→ Directions: The listing must be reproduced in full, exactly as it stands.

→ Data excerpt:
**********
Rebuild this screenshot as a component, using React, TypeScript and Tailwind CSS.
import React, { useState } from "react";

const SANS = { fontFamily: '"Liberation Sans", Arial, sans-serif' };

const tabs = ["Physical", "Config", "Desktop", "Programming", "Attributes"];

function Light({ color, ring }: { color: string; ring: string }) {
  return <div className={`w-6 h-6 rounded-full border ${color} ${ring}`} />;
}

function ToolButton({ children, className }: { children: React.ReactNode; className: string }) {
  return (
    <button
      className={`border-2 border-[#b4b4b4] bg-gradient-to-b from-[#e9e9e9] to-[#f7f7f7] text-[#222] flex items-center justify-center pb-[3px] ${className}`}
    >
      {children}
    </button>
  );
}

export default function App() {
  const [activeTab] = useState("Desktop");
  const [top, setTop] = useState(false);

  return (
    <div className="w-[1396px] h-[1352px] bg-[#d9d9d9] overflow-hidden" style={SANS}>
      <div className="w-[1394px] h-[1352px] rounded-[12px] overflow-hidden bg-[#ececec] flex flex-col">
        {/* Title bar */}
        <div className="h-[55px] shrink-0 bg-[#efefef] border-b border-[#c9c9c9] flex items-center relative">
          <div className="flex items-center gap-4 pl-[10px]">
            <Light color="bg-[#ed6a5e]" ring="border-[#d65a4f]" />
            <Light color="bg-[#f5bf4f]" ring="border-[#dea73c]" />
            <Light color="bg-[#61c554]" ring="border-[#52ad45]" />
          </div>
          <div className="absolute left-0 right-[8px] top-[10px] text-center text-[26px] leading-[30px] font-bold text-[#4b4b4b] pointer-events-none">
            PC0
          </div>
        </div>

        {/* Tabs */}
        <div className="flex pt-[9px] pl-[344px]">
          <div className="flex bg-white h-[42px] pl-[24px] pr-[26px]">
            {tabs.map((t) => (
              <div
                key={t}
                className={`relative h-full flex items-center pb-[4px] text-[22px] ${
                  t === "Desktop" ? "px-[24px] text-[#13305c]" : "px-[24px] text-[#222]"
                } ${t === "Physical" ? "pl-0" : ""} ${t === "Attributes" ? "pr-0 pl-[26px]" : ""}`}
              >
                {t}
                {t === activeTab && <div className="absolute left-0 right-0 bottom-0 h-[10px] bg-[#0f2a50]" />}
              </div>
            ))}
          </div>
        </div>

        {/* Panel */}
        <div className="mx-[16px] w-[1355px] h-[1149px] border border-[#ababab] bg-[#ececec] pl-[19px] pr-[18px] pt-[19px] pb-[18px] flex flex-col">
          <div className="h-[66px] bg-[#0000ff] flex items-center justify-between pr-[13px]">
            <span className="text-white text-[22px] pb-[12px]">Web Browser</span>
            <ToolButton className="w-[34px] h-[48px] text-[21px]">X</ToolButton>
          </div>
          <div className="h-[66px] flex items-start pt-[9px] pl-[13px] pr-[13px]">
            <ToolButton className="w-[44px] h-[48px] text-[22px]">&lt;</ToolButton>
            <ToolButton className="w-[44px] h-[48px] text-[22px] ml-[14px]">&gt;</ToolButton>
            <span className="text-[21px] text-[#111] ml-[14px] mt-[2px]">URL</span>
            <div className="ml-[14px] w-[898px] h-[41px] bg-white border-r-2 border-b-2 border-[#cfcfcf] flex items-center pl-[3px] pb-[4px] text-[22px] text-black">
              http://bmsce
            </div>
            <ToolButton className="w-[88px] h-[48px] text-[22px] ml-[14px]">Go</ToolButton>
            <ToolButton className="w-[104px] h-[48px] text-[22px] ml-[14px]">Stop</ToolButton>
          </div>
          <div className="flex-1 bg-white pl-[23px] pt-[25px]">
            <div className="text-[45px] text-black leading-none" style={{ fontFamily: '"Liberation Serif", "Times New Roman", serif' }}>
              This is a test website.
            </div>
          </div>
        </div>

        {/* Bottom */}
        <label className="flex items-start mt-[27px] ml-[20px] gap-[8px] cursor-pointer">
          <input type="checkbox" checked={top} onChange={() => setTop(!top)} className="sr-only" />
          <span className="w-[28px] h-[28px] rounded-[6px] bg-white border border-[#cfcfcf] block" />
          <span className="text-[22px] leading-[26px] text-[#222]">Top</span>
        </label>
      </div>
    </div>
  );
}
**********
→ Result of the task:
Rebuild this screenshot as a component, using React, TypeScript and Tailwind CSS.
import React, { useState } from "react";

const SANS = { fontFamily: '"Liberation Sans", Arial, sans-serif' };

const tabs = ["Physical", "Config", "Desktop", "Programming", "Attributes"];

function Light({ color, ring }: { color: string; ring: string }) {
  return <div className={`w-6 h-6 rounded-full border ${color} ${ring}`} />;
}

function ToolButton({ children, className }: { children: React.ReactNode; className: string }) {
  return (
    <button
      className={`border-2 border-[#b4b4b4] bg-gradient-to-b from-[#e9e9e9] to-[#f7f7f7] text-[#222] flex items-center justify-center pb-[3px] ${className}`}
    >
      {children}
    </button>
  );
}

export default function App() {
  const [activeTab] = useState("Desktop");
  const [top, setTop] = useState(false);

  return (
    <div className="w-[1396px] h-[1352px] bg-[#d9d9d9] overflow-hidden" style={SANS}>
      <div className="w-[1394px] h-[1352px] rounded-[12px] overflow-hidden bg-[#ececec] flex flex-col">
        {/* Title bar */}
        <div className="h-[55px] shrink-0 bg-[#efefef] border-b border-[#c9c9c9] flex items-center relative">
          <div className="flex items-center gap-4 pl-[10px]">
            <Light color="bg-[#ed6a5e]" ring="border-[#d65a4f]" />
            <Light color="bg-[#f5bf4f]" ring="border-[#dea73c]" />
            <Light color="bg-[#61c554]" ring="border-[#52ad45]" />
          </div>
          <div className="absolute left-0 right-[8px] top-[10px] text-center text-[26px] leading-[30px] font-bold text-[#4b4b4b] pointer-events-none">
            PC0
          </div>
        </div>

        {/* Tabs */}
        <div className="flex pt-[9px] pl-[344px]">
          <div className="flex bg-white h-[42px] pl-[24px] pr-[26px]">
            {tabs.map((t) => (
              <div
                key={t}
                className={`relative h-full flex items-center pb-[4px] text-[22px] ${
                  t === "Desktop" ? "px-[24px] text-[#13305c]" : "px-[24px] text-[#222]"
                } ${t === "Physical" ? "pl-0" : ""} ${t === "Attributes" ? "pr-0 pl-[26px]" : ""}`}
              >
                {t}
                {t === activeTab && <div className="absolute left-0 right-0 bottom-0 h-[10px] bg-[#0f2a50]" />}
              </div>
            ))}
          </div>
        </div>

        {/* Panel */}
        <div className="mx-[16px] w-[1355px] h-[1149px] border border-[#ababab] bg-[#ececec] pl-[19px] pr-[18px] pt-[19px] pb-[18px] flex flex-col">
          <div className="h-[66px] bg-[#0000ff] flex items-center justify-between pr-[13px]">
            <span className="text-white text-[22px] pb-[12px]">Web Browser</span>
            <ToolButton className="w-[34px] h-[48px] text-[21px]">X</ToolButton>
          </div>
          <div className="h-[66px] flex items-start pt-[9px] pl-[13px] pr-[13px]">
            <ToolButton className="w-[44px] h-[48px] text-[22px]">&lt;</ToolButton>
            <ToolButton className="w-[44px] h-[48px] text-[22px] ml-[14px]">&gt;</ToolButton>
            <span className="text-[21px] text-[#111] ml-[14px] mt-[2px]">URL</span>
            <div className="ml-[14px] w-[898px] h-[41px] bg-white border-r-2 border-b-2 border-[#cfcfcf] flex items-center pl-[3px] pb-[4px] text-[22px] text-black">
              http://bmsce
            </div>
            <ToolButton className="w-[88px] h-[48px] text-[22px] ml-[14px]">Go</ToolButton>
            <ToolButton className="w-[104px] h-[48px] text-[22px] ml-[14px]">Stop</ToolButton>
          </div>
          <div className="flex-1 bg-white pl-[23px] pt-[25px]">
            <div className="text-[45px] text-black leading-none" style={{ fontFamily: '"Liberation Serif", "Times New Roman", serif' }}>
              This is a test website.
            </div>
          </div>
        </div>

        {/* Bottom */}
        <label className="flex items-start mt-[27px] ml-[20px] gap-[8px] cursor-pointer">
          <input type="checkbox" checked={top} onChange={() => setTop(!top)} className="sr-only" />
          <span className="w-[28px] h-[28px] rounded-[6px] bg-white border border-[#cfcfcf] block" />
          <span className="text-[22px] leading-[26px] text-[#222]">Top</span>
        </label>
      </div>
    </div>
  );
}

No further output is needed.